◆ **Directive**
Only the lines from the start of the data through the line with "const morePartners: string[]" belong in the copy. Restate them word for word, minus the pictures.
--- Start of Recorded data ---
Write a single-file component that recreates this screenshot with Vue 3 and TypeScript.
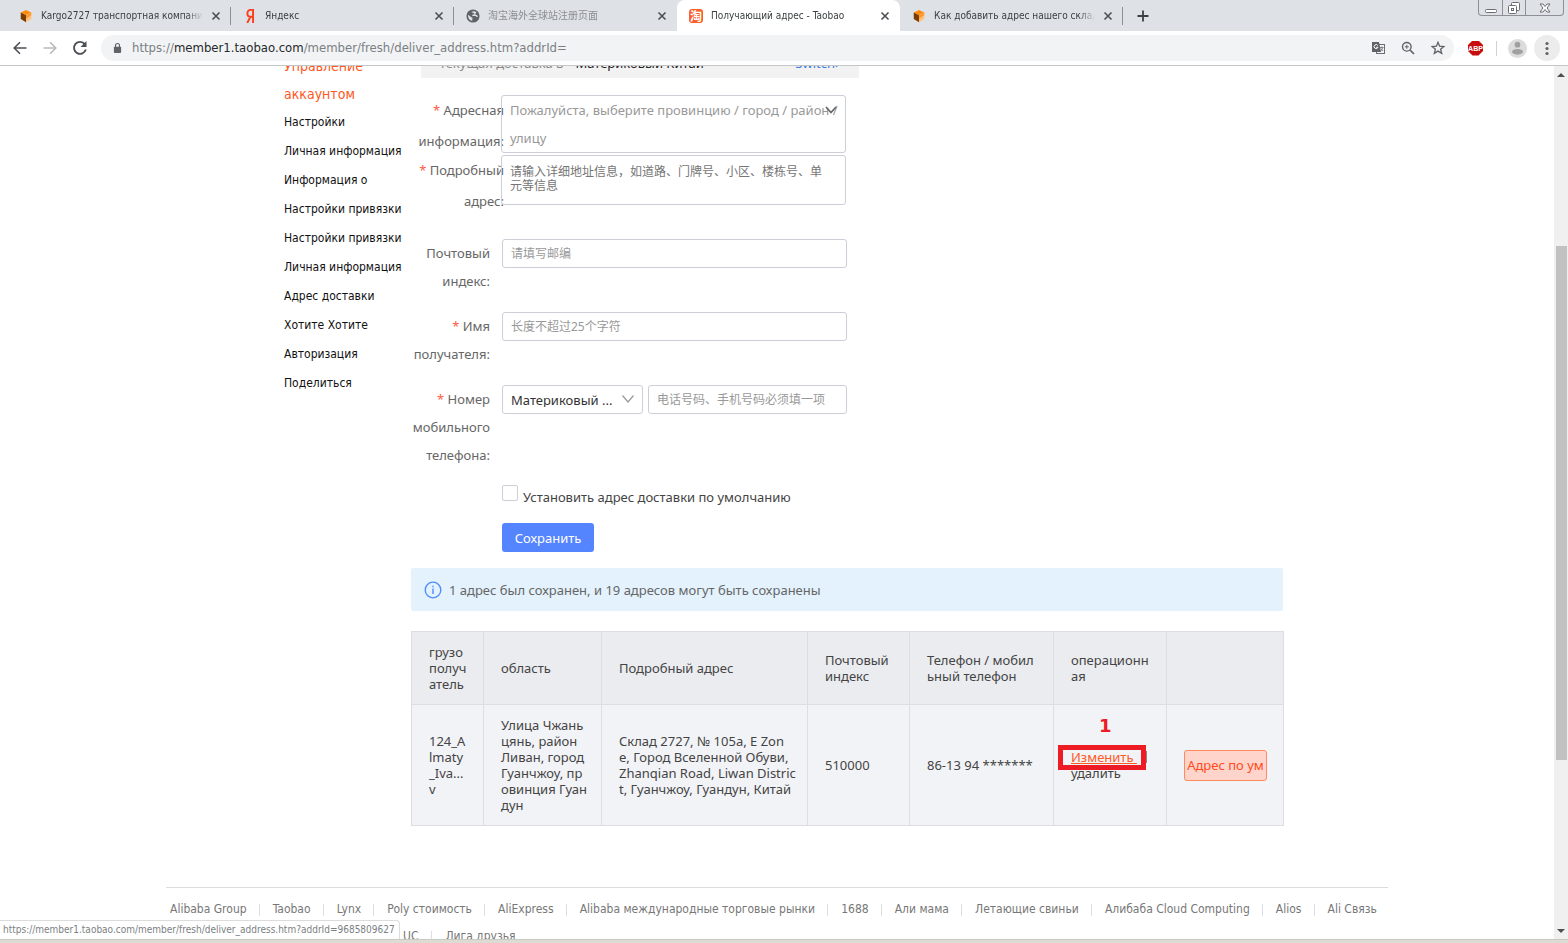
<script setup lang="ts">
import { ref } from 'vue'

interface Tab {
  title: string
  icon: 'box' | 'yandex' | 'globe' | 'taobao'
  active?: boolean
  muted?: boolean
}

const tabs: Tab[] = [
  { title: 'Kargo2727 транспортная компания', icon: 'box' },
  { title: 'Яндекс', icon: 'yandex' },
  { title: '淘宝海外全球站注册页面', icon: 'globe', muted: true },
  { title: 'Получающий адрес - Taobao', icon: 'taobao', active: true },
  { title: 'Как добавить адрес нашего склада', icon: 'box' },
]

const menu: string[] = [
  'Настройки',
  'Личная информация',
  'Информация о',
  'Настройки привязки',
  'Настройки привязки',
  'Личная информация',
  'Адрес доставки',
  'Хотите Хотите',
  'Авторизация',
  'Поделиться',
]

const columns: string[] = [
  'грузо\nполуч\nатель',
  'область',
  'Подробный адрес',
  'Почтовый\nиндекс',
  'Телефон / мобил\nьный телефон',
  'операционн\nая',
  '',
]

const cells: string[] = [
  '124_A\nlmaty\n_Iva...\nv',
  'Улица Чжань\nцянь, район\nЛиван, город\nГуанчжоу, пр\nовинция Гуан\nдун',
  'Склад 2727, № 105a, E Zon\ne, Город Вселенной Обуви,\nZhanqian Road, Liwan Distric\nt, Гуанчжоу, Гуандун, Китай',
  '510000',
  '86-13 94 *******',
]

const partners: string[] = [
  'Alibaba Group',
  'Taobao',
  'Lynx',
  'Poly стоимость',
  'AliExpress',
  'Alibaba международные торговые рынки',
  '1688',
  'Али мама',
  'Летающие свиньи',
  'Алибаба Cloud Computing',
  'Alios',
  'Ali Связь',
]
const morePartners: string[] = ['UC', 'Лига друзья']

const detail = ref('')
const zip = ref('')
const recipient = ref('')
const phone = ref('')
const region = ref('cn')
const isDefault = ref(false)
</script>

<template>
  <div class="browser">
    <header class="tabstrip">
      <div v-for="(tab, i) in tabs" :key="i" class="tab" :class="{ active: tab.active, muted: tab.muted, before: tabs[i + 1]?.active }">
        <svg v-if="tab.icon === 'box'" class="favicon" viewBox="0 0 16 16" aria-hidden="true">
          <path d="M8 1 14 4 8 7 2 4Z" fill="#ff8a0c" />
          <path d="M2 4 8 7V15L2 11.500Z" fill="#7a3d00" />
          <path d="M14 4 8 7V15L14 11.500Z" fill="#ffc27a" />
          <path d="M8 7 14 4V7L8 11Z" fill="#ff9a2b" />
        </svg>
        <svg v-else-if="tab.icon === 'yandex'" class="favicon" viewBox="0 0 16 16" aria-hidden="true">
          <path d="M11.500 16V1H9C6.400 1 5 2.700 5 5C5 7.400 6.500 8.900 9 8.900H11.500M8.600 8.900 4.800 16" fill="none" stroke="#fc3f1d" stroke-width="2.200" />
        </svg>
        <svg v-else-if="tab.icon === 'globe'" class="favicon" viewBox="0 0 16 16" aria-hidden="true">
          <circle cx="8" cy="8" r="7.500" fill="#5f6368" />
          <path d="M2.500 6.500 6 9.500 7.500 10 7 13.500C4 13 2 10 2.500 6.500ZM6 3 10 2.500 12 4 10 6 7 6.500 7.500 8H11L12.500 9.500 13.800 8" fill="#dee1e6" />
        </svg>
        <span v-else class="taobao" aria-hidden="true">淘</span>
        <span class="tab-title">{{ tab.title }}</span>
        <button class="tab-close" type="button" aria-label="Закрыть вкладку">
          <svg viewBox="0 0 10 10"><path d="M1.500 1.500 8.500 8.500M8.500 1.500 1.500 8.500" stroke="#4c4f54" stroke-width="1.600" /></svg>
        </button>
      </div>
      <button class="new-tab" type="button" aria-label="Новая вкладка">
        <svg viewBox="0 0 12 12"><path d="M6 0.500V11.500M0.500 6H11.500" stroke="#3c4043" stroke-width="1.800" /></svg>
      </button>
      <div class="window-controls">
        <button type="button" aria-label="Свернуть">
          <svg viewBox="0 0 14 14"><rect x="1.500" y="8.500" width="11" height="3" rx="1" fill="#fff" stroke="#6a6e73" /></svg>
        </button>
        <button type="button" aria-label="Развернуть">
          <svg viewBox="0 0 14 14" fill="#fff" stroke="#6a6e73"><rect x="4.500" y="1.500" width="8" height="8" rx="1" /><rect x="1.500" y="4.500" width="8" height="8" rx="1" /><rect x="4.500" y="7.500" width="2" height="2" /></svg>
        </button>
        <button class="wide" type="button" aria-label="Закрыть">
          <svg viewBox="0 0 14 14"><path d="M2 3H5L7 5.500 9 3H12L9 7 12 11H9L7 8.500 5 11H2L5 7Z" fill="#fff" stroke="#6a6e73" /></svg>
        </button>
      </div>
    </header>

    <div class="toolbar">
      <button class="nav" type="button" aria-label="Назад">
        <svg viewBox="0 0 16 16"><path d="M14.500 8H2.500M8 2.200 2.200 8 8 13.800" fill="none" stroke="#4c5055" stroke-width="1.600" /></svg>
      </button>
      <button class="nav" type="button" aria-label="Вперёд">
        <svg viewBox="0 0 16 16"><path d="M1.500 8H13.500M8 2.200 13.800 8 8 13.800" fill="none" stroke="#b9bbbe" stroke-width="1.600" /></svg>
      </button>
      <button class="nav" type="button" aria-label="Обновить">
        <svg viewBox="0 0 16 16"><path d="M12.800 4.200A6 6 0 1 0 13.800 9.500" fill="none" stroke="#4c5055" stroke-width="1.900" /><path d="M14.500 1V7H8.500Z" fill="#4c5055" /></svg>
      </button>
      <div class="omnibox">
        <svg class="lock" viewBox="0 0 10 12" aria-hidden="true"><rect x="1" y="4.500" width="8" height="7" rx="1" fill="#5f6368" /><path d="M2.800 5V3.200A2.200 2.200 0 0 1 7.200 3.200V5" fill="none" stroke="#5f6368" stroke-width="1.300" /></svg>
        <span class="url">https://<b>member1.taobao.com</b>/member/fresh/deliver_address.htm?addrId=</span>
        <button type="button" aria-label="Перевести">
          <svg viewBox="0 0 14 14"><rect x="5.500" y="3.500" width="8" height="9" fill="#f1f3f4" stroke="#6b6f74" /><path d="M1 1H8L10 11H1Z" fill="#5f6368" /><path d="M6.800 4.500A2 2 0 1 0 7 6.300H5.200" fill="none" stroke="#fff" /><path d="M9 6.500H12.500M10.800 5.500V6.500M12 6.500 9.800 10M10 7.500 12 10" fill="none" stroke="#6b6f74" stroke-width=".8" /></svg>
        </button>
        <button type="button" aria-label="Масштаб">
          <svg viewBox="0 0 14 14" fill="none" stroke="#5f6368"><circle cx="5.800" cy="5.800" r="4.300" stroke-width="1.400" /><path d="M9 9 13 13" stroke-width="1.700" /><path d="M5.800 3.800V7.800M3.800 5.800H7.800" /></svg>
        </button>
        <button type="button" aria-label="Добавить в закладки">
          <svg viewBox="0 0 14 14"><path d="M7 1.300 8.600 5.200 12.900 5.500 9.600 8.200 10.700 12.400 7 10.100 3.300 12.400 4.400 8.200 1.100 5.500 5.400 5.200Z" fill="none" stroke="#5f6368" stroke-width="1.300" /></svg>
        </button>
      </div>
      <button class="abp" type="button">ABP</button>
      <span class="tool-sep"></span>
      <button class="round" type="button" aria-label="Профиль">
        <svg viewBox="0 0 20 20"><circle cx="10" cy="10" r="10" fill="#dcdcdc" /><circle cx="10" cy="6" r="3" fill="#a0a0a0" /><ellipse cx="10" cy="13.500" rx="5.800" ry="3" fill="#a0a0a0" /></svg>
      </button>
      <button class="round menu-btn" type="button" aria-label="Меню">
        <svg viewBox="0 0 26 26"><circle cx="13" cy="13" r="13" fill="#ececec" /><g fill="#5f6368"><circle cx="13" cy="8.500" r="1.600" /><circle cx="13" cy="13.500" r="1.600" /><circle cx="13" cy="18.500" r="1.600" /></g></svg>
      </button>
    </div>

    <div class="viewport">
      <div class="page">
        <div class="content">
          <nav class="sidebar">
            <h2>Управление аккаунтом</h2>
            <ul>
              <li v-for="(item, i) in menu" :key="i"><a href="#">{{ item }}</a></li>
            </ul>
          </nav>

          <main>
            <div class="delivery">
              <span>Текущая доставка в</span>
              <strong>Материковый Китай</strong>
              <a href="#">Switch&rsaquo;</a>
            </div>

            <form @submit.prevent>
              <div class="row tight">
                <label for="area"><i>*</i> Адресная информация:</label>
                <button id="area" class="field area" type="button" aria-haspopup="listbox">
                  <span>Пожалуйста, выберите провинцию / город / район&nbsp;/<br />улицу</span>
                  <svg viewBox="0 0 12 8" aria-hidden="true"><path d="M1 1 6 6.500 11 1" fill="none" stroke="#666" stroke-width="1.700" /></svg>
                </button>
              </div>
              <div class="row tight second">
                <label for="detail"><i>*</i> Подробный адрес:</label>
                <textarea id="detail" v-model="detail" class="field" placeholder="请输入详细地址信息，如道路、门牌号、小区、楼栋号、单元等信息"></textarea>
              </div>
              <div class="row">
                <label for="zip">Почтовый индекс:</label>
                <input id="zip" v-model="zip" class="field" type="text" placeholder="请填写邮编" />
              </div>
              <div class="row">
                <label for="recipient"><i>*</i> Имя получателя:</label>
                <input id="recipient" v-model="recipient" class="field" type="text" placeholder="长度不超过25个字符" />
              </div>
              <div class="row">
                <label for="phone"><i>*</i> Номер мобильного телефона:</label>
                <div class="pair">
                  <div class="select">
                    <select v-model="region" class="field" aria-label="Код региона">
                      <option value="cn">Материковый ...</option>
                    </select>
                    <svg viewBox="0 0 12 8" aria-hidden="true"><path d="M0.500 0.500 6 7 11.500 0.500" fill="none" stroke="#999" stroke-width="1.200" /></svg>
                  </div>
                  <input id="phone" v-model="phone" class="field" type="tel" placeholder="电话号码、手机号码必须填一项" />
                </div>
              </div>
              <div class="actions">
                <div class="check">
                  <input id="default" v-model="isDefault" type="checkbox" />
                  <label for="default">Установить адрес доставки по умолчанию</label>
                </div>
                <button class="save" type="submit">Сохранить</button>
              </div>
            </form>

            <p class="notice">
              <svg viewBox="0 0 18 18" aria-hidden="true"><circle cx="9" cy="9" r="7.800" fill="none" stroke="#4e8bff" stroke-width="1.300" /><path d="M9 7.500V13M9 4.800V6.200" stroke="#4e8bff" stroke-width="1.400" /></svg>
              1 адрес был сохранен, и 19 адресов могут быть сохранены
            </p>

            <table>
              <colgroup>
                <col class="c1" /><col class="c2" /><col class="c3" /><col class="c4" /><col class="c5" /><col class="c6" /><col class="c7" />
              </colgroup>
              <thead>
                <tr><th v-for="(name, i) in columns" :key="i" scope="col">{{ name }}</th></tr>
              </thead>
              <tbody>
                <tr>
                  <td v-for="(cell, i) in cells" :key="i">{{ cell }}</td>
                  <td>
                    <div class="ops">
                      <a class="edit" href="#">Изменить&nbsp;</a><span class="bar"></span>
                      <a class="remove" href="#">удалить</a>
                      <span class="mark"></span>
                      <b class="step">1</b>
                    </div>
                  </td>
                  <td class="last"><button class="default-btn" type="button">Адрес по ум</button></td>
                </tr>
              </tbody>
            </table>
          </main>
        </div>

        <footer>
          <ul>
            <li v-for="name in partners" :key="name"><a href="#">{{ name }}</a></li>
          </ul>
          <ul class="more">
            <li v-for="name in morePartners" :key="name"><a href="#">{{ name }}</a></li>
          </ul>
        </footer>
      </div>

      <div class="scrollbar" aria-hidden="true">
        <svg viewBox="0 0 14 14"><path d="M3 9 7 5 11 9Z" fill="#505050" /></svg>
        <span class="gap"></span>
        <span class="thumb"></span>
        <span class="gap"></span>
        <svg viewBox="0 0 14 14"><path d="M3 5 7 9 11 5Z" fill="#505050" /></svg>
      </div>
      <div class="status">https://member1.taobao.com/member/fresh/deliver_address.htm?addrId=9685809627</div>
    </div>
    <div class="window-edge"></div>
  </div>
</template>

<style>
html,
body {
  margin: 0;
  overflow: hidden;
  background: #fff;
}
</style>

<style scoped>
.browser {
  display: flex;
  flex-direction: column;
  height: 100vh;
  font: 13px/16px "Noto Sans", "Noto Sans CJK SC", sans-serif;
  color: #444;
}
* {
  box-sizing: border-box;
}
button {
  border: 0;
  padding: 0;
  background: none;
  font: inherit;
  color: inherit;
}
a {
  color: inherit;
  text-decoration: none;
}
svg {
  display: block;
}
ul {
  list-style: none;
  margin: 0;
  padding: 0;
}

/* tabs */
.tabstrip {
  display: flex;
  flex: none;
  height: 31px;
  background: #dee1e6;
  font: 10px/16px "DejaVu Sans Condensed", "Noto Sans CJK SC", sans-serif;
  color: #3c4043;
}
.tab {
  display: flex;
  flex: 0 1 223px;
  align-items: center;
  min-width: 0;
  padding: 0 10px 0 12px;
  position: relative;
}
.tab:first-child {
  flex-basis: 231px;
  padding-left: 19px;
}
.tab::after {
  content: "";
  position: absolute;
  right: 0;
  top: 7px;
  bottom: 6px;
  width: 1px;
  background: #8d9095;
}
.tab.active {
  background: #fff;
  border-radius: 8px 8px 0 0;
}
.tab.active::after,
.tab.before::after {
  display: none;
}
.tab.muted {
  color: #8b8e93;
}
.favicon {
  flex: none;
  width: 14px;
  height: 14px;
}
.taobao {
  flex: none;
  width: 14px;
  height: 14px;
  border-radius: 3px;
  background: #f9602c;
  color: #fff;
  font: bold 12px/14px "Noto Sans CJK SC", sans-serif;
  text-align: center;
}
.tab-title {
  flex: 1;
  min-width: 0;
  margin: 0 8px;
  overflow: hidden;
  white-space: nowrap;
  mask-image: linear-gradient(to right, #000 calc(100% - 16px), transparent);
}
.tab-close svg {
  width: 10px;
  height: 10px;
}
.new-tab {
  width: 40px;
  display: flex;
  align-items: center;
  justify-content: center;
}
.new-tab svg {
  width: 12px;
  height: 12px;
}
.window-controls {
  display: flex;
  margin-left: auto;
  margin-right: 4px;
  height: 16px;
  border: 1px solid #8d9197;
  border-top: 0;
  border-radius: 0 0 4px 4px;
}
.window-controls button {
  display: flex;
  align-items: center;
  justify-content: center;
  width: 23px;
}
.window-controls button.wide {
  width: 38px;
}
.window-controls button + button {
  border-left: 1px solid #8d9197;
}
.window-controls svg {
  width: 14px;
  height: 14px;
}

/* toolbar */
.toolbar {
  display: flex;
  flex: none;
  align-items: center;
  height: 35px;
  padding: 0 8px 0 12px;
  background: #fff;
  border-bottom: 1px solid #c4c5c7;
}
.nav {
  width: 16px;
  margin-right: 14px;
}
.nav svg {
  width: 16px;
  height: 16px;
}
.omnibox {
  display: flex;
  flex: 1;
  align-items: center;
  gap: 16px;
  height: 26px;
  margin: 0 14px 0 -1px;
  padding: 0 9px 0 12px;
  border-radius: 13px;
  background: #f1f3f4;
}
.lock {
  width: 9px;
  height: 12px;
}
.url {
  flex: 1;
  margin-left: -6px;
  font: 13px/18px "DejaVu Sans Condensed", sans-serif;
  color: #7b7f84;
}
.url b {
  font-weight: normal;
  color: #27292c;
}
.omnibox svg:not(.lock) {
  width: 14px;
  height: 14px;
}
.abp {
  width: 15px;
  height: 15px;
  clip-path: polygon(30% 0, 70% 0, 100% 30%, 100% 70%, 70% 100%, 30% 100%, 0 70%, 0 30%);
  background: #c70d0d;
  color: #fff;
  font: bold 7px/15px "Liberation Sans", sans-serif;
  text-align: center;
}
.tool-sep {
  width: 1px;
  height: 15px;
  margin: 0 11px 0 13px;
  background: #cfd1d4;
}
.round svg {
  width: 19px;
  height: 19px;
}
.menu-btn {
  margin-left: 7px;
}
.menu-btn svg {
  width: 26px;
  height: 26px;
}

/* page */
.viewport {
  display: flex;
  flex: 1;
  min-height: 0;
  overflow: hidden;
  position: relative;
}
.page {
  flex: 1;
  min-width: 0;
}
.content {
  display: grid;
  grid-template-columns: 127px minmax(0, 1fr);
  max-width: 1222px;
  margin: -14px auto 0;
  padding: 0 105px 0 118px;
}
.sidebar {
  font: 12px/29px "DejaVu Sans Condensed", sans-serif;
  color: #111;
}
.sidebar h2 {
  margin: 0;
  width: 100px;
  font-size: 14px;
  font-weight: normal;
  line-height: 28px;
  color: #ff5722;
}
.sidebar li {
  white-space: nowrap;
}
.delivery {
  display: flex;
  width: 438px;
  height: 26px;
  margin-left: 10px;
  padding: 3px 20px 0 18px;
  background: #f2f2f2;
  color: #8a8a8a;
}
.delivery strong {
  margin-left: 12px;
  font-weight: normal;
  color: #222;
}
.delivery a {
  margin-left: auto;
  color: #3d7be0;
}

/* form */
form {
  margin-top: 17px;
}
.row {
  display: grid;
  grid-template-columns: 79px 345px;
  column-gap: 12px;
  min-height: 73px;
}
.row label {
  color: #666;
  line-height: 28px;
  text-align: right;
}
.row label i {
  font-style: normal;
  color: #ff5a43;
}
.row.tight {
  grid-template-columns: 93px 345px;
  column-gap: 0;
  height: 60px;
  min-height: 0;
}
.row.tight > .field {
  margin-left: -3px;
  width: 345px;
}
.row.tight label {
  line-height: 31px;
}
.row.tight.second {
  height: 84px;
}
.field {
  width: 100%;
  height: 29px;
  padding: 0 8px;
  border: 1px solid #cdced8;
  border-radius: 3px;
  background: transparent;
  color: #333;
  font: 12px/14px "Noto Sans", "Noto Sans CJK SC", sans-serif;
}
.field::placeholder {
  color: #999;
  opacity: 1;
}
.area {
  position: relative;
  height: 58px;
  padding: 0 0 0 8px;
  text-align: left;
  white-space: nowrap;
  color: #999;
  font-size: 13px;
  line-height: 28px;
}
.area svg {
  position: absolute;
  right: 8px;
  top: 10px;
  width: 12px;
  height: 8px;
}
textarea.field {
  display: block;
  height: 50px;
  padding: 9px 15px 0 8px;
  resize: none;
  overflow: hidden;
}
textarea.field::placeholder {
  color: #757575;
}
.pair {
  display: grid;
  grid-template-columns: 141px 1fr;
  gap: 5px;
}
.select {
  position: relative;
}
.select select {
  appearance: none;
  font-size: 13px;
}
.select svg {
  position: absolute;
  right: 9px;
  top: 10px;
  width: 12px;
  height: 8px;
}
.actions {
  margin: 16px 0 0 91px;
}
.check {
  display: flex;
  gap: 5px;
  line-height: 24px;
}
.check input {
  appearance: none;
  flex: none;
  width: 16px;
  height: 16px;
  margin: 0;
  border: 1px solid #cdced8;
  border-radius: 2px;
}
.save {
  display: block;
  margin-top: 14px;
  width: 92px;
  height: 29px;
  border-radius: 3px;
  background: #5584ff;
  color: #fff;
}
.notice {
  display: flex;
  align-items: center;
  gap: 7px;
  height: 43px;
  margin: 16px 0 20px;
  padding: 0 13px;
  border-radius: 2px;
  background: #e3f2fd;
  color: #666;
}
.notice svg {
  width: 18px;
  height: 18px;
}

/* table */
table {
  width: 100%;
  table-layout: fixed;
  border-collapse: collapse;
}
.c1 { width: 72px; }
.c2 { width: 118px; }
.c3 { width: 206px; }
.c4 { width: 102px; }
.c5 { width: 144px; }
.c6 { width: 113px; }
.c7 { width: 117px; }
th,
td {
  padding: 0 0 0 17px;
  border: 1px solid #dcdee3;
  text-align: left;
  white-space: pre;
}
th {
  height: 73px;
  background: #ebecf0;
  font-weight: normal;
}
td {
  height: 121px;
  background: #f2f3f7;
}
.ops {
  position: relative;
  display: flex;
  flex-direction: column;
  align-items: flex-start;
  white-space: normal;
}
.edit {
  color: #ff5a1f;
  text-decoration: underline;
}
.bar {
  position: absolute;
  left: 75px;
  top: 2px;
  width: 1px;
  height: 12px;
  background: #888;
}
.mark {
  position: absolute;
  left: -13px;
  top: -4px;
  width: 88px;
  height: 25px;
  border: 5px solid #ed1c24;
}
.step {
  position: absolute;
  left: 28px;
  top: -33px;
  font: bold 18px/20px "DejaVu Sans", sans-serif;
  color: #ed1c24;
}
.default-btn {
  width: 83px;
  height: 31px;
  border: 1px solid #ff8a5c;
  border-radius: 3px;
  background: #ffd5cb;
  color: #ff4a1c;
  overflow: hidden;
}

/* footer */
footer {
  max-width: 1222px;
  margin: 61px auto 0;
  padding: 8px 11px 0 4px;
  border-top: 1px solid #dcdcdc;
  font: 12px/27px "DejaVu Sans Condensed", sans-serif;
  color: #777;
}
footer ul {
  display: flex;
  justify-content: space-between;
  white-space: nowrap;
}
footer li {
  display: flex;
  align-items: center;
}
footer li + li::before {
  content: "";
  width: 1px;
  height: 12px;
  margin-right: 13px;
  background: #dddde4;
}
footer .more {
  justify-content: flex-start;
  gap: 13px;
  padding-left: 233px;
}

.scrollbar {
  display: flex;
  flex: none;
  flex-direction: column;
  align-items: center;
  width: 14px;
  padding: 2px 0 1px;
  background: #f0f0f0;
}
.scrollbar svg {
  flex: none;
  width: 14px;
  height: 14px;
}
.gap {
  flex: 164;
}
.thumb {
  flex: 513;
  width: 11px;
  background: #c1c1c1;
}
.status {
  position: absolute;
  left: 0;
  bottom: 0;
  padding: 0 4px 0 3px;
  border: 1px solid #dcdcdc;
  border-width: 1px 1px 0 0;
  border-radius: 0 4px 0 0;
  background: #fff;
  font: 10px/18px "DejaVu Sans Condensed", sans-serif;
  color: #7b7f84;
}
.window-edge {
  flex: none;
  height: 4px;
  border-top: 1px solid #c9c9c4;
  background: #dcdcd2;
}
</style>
--- End of Recorded data ---
◆ **Answer to the exercise**
Write a single-file component that recreates this screenshot with Vue 3 and TypeScript.
<script setup lang="ts">
import { ref } from 'vue'

interface Tab {
  title: string
  icon: 'box' | 'yandex' | 'globe' | 'taobao'
  active?: boolean
  muted?: boolean
}

const tabs: Tab[] = [
  { title: 'Kargo2727 транспортная компания', icon: 'box' },
  { title: 'Яндекс', icon: 'yandex' },
  { title: '淘宝海外全球站注册页面', icon: 'globe', muted: true },
  { title: 'Получающий адрес - Taobao', icon: 'taobao', active: true },
  { title: 'Как добавить адрес нашего склада', icon: 'box' },
]

const menu: string[] = [
  'Настройки',
  'Личная информация',
  'Информация о',
  'Настройки привязки',
  'Настройки привязки',
  'Личная информация',
  'Адрес доставки',
  'Хотите Хотите',
  'Авторизация',
  'Поделиться',
]

const columns: string[] = [
  'грузо\nполуч\nатель',
  'область',
  'Подробный адрес',
  'Почтовый\nиндекс',
  'Телефон / мобил\nьный телефон',
  'операционн\nая',
  '',
]

const cells: string[] = [
  '124_A\nlmaty\n_Iva...\nv',
  'Улица Чжань\nцянь, район\nЛиван, город\nГуанчжоу, пр\nовинция Гуан\nдун',
  'Склад 2727, № 105a, E Zon\ne, Город Вселенной Обуви,\nZhanqian Road, Liwan Distric\nt, Гуанчжоу, Гуандун, Китай',
  '510000',
  '86-13 94 *******',
]

const partners: string[] = [
  'Alibaba Group',
  'Taobao',
  'Lynx',
  'Poly стоимость',
  'AliExpress',
  'Alibaba международные торговые рынки',
  '1688',
  'Али мама',
  'Летающие свиньи',
  'Алибаба Cloud Computing',
  'Alios',
  'Ali Связь',
]
const morePartners: string[] = ['UC', 'Лига друзья']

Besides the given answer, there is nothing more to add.